Double heading is practised for a number of reasons:
- The most common reason is the need for additional motive power when a single locomotive is unable to haul the train due to uphill grades, excessive train weight, or a combination of the two.
- Double heading is also used on passenger trains when one locomotive could suffice but would not be fast enough to maintain the schedule.
- More rarely, certain companies have used double-heading to guarantee a service when they have been aware of the poor quality of their locomotives, on the understanding that if one engine failed in service, the other would suffice to get the train to its destination.
- Double heading is a useful practice on single lines even in the absence of a need for more power, as to double-head a train saves making a separate path for a spare engine; it can be repositioned using the traffic path occupied by the service train.
- As double heading has become increasingly uncommon railway companies may advertise specially double-headed services as an attraction to enthusiasts; this occurs regularly but infrequently on the British mainline, whilst the Romney, Hythe & Dymchurch Railway in England advertises an annual day when all of its passenger trains are double-headed all day, both steam and diesel.
- In the United Kingdom, double-heading is used to provide redundancy for all trains hauling nuclear flasks (usually to or from Sellafield, Cumbria). For security and safety reasons, trains carrying nuclear waste cannot be allowed to be left standing after a breakdown.
The risks of double heading as well as its costs (fuel and maintenance costs for the engines, wages for their crews) have led railroads to seek alternative solutions. Electrification has been used in many cases. The Milwaukee Road was able to switch from triple-headed steam locomotives to a single electric locomotive. The costs of running extra steam locomotives were eliminated, and average train speeds increased because it was no longer necessary to attach and detach the locomotives. In Britain, the Midland Railway used to use double-heading often, because it built only small, light locomotives, which were often not powerful enough to haul the trains alone. Several accidents on the Midland system were indirectly caused by this 'small engine policy' and the resulting reliance on double-heading. Some were caused by trains stalling despite being double-headed (such as the 1913 Ais Gill rail accident), while others were caused by excessive light-engine movements as locomotives that had been used for double-heading returned to their depots (the Hawes Junction rail crash in 1910). When the Midland was absorbed into the London, Midland and Scottish Railway, this practice was stopped because it was uneconomical, and more powerful locomotives were built.

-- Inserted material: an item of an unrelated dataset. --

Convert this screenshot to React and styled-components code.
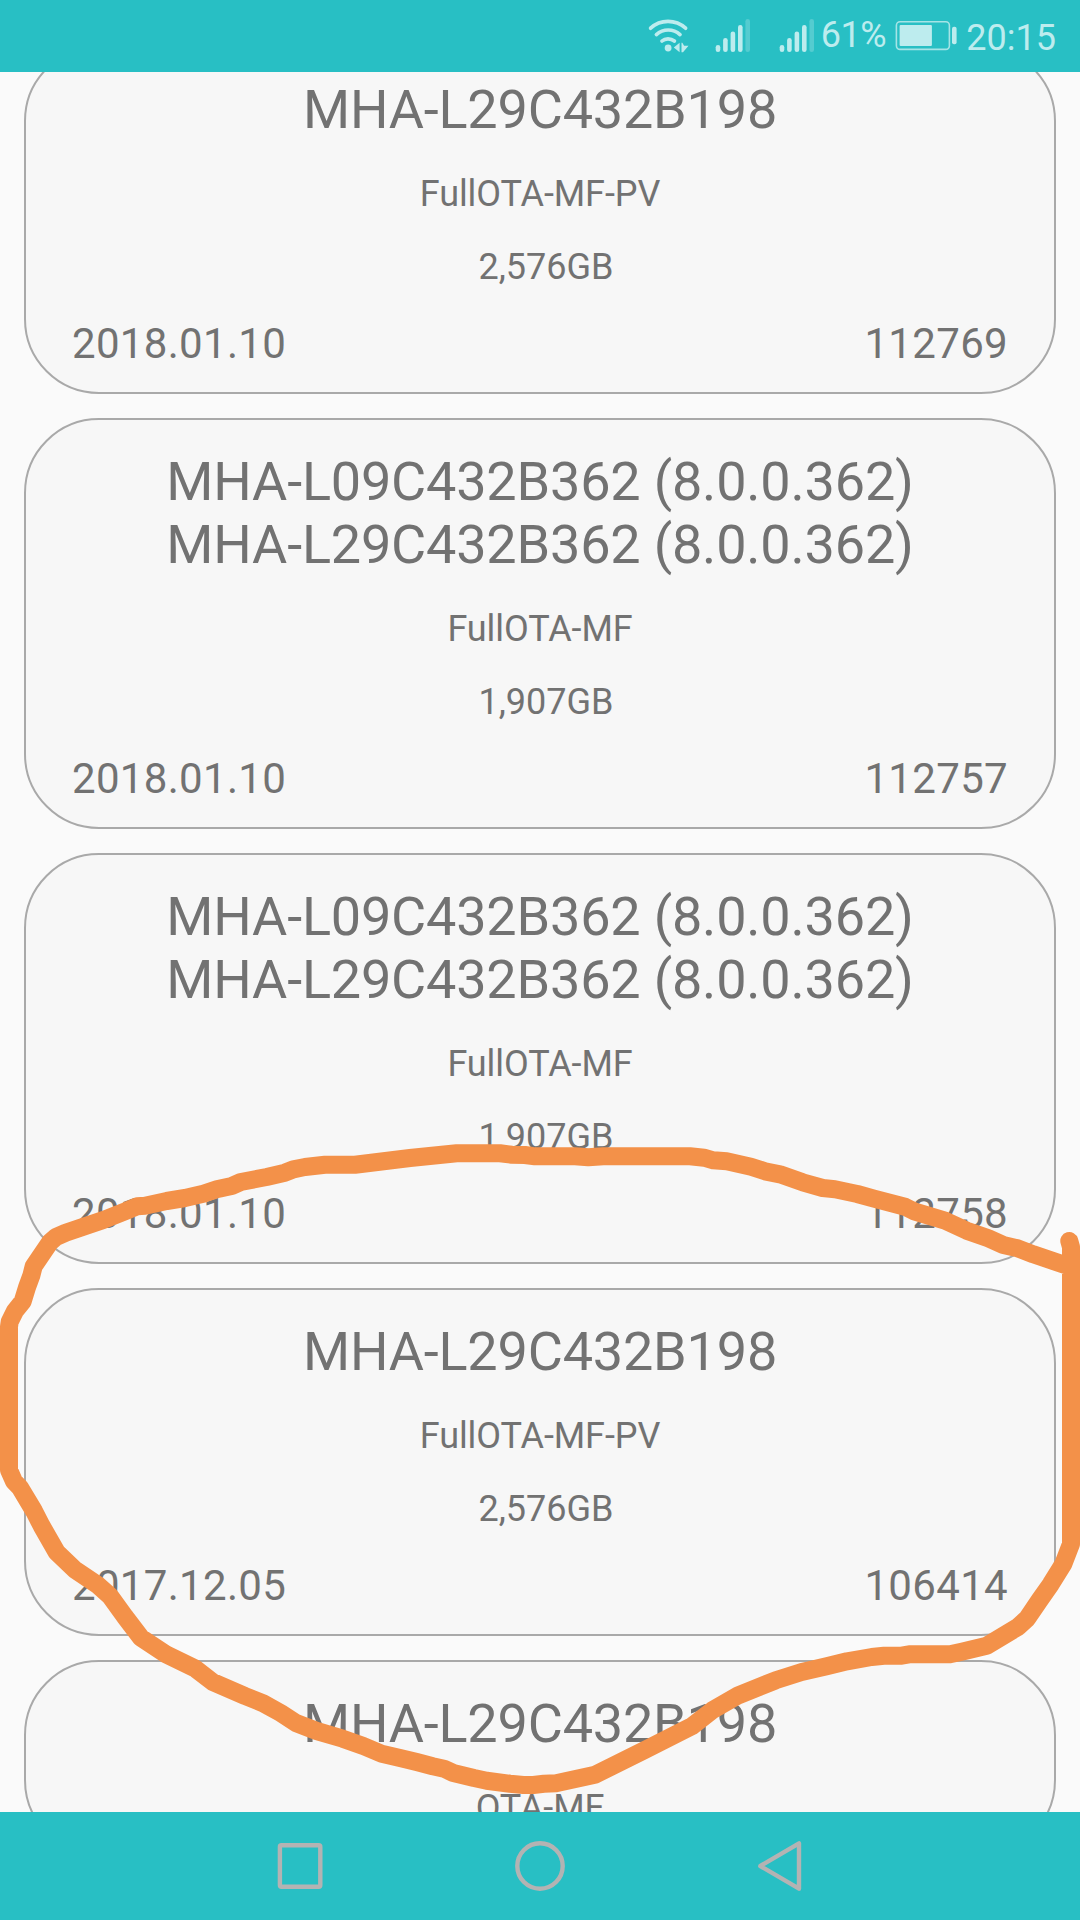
import React from 'react';
import styled, { createGlobalStyle } from 'styled-components';

const GlobalStyle = createGlobalStyle`
  body {
    margin: 0;
    background: #fafafa;
    font-family: Roboto, "Liberation Sans", sans-serif;
  }
`;

const Screen = styled.div`
  width: 1080px;
  height: 1920px;
  display: flex;
  flex-direction: column;
  overflow: hidden;
  background: #fafafa;
`;

const StatusBar = styled.header`
  flex: none;
  height: 72px;
  display: flex;
  align-items: flex-start;
  justify-content: flex-end;
  padding-right: 24px;
  box-sizing: border-box;
  background: #28bfc4;
  color: #bdecee;

  svg {
    display: block;
    flex: none;
  }
`;

const StatusText = styled.span`
  font-size: 36px;
  line-height: 42px;
  letter-spacing: ${props => props.$tracking || 0}px;
  padding-top: ${props => props.$top}px;
  margin-right: ${props => props.$gap || 0}px;
`;

const Viewport = styled.main`
  flex: 1;
  min-height: 0;
  position: relative;
  overflow: hidden;
`;

// the list is scrolled a little, so the first card starts under the status bar
const List = styled.div`
  display: flex;
  flex-direction: column;
  gap: 24px;
  margin-top: -26px;
  padding: 0 24px;
`;

const Card = styled.article`
  box-sizing: border-box;
  display: flex;
  flex-direction: column;
  padding: 30px 46px 24px;
  border: 2px solid #a9a9a9;
  border-radius: 75px;
  background: #f7f7f7;
  color: #727272;
  text-align: center;
`;

const Title = styled.div`
  font-size: 54px;
  line-height: 63px;
  letter-spacing: -0.19px;
`;

const Detail = styled.div`
  font-size: 36px;
  line-height: 42px;
  letter-spacing: -0.08px;
  margin-top: 32px;
`;

const Size = styled(Detail)`
  margin-top: 31px;
  padding-left: 12px;
  letter-spacing: 0;
`;

const Footer = styled.div`
  display: flex;
  justify-content: space-between;
  margin-top: 31px;
  font-size: 42px;
  line-height: 49px;
  letter-spacing: 0.32px;
`;

const Scribble = styled.svg`
  position: absolute;
  top: 0;
  left: 0;
  pointer-events: none;
`;

const NavBar = styled.nav`
  flex: none;
  height: 108px;
  display: flex;
  align-items: center;
  justify-content: center;
  gap: 180px;
  background: #28bfc4;

  svg {
    display: block;
    fill: none;
    stroke: #b3b3b3;
    stroke-width: 4.4;
    stroke-linejoin: round;
  }
`;

const firmwares = [
  { titles: ['MHA-L29C432B198'], type: 'FullOTA-MF-PV', size: '2,576GB', date: '2018.01.10', id: '112769' },
  { titles: ['MHA-L09C432B362 (8.0.0.362)', 'MHA-L29C432B362 (8.0.0.362)'], type: 'FullOTA-MF', size: '1,907GB', date: '2018.01.10', id: '112757' },
  { titles: ['MHA-L09C432B362 (8.0.0.362)', 'MHA-L29C432B362 (8.0.0.362)'], type: 'FullOTA-MF', size: '1,907GB', date: '2018.01.10', id: '112758' },
  { titles: ['MHA-L29C432B198'], type: 'FullOTA-MF-PV', size: '2,576GB', date: '2017.12.05', id: '106414' },
  { titles: ['MHA-L29C432B198'], type: 'OTA-MF' },
];

const scribblePoints = `
  1069.3,1241 1071,1247 1071,1544 1063.3,1564 1050.7,1584.3 1039.7,1600 1027.3,1618.3 1018.3,1626.7
  986.7,1645.7 961.7,1651.7 950,1654.3 909,1654.3 900.3,1655.8 884,1655.8 871.7,1657 847,1661.3
  826.7,1666.3 801.7,1672 775.7,1680.3 738.3,1695.3 712.7,1710 691.7,1726.3 643.3,1750.7 595,1774.7
  556,1783.3 544,1783.8 533.3,1785 523.3,1785 510,1783.7 486.7,1780.7 474,1778 453.3,1773
  444,1768.7 432.7,1766.2 416.7,1762 400,1758 381.7,1753.7 363.3,1746 342.7,1738.7 316.7,1731
  296,1723 280.7,1713 263.3,1703.3 245,1696 212.7,1682 195,1668.3 166.7,1654.7 141,1637.7
  125,1616.7 110,1596 97.7,1585 75,1569.7 56.7,1552.3 41.7,1526 34,1511 20,1487.7 14,1481.3
  9,1470 9,1326.7 9.7,1321.7 15,1311 22.7,1301.3 27,1287.3 31.3,1275.7 33.7,1266.3 50,1242.3
  56,1237 65.7,1232.7 103.3,1220 126,1211 137.3,1206.3 145,1205.7 166.7,1201 185,1198 203.3,1193.7
  216.7,1189.3 231.7,1186 240.7,1182 266.7,1177 285,1172.7 293.3,1169.3 305,1167 325,1164.7
  355,1164.7 410,1158 456.7,1153.3 500,1153.3 511.7,1154.7 525,1155 535,1156.3 575,1156.3
  588.3,1157.3 603.3,1156.3 690,1156.3 704,1157.7 713.3,1160.3 726.7,1161.3 751,1166.7 765,1171.3
  780,1174.3 802.7,1182.3 822.7,1188 835,1189.2 857.3,1194 874,1198.7 905,1206.7 915,1211.7
  945,1220.7 966.7,1230.7 988.3,1238.3 1003.3,1245 1017.7,1248.3 1033.3,1254.3 1062,1264 1071,1267
`;

const WifiIcon = () => (
  <svg width="68" height="72" viewBox="646 0 68 72" fill="none" stroke="#bdecee" strokeWidth="3.7" strokeLinecap="round">
    <path d="M650.6 28.2Q658 21.4 668 21.4T685.6 28.2" />
    <path d="M656.4 34.6Q661.5 30 668.2 30T680 34.6" />
    <path d="M662 41Q664.4 38.8 668 38.8T674.4 41" />
    <circle cx="668.1" cy="48" r="3.4" fill="#bdecee" stroke="none" />
    <path d="M673.8 47.5L679.6 42.8v9.4zM681.5 42.8h.8l1.8 2.9h4.4L683 52.2h-1.5z" fill="#bdecee" stroke="none" />
  </svg>
);

const SignalIcon = ({ width }) => (
  <svg width={width} height="72" viewBox={`0 0 ${width} 72`} fill="#bdecee">
    <rect x="1.7" y="45" width="4.6" height="7" rx="2.3" />
    <rect x="9.1" y="38" width="4.6" height="14" rx="2.3" />
    <rect x="16.6" y="31.5" width="4.6" height="20.5" rx="2.3" />
    <rect x="24" y="25" width="4.6" height="27" rx="2.3" />
    <rect x="31.4" y="19" width="4.6" height="33" rx="2.3" fill="#54ccd0" />
  </svg>
);

const BatteryIcon = () => (
  <svg width="72" height="72" viewBox="894 0 72 72" fill="#bdecee">
    <rect x="896.4" y="21.8" width="53" height="27.6" rx="3.6" fill="none" stroke="#a5e4e6" strokeWidth="1.6" />
    <rect x="899.6" y="25" width="32.3" height="21" rx="1" />
    <rect x="952" y="26.7" width="4.6" height="17.6" rx="2" />
  </svg>
);

const FirmwareCard = ({ titles, type, size, date, id }) => (
  <Card>
    {titles.map(title => <Title key={title}>{title}</Title>)}
    <Detail>{type}</Detail>
    {size && <Size>{size}</Size>}
    {date && (
      <Footer>
        <span>{date}</span>
        <span>{id}</span>
      </Footer>
    )}
  </Card>
);

const App = () => (
  <Screen>
    <GlobalStyle />
    <StatusBar>
      <WifiIcon />
      <SignalIcon width={64} />
      <SignalIcon width={43} />
      <StatusText $top={14} $gap={8} $tracking={-0.4}>61%</StatusText>
      <BatteryIcon />
      <StatusText $top={17}>20:15</StatusText>
    </StatusBar>
    <Viewport>
      <List>
        {firmwares.map((item, i) => <FirmwareCard key={i} {...item} />)}
      </List>
      <Scribble width="1080" height="1740" viewBox="0 72 1080 1740">
        <polyline
          points={scribblePoints}
          fill="none"
          stroke="#f39149"
          strokeWidth="18"
          strokeLinecap="round"
          strokeLinejoin="round"
        />
      </Scribble>
    </Viewport>
    <NavBar>
      <svg width="60" height="60" viewBox="0 0 60 60">
        <rect x="9.9" y="9.3" width="40.4" height="41.4" rx="1.5" />
      </svg>
      <svg width="60" height="60" viewBox="0 0 60 60">
        <circle cx="30" cy="30" r="22.7" />
      </svg>
      <svg width="60" height="60" viewBox="0 0 60 60">
        <path d="M10.3 30L49 7.3v45.4z" />
      </svg>
    </NavBar>
  </Screen>
);

export default App;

Special terminology employed
When a train formation includes two locomotives double-heading the service, they are commonly distinguished by the terms pilot engine for the leading locomotive, and train engine for the second locomotive. This should not be confused with the totally different procedure of adding a banking engine to the rear of a train to assist up a hill or away from a heavy start.
For many years the Great Western Railway of the United Kingdom maintained a unique practice when double-heading was required. If an extra locomotive was to be added to the front of a train for a particular section of line the second 'pilot' engine would be coupled directly to the train while the original 'train' engine would remain at the front of the formation (the reverse of normal practice). The GWR's reasoning was that the driver of the original engine was in overall charge of the train, with the second locomotive merely assisting for a portion of the journey, thus his engine should be placed at the front. Despite requiring time-consuming shunting operations each time an engine had to be added or removed to a train this arrangement remained in place on parts of the GWR until nationalisation in 1948.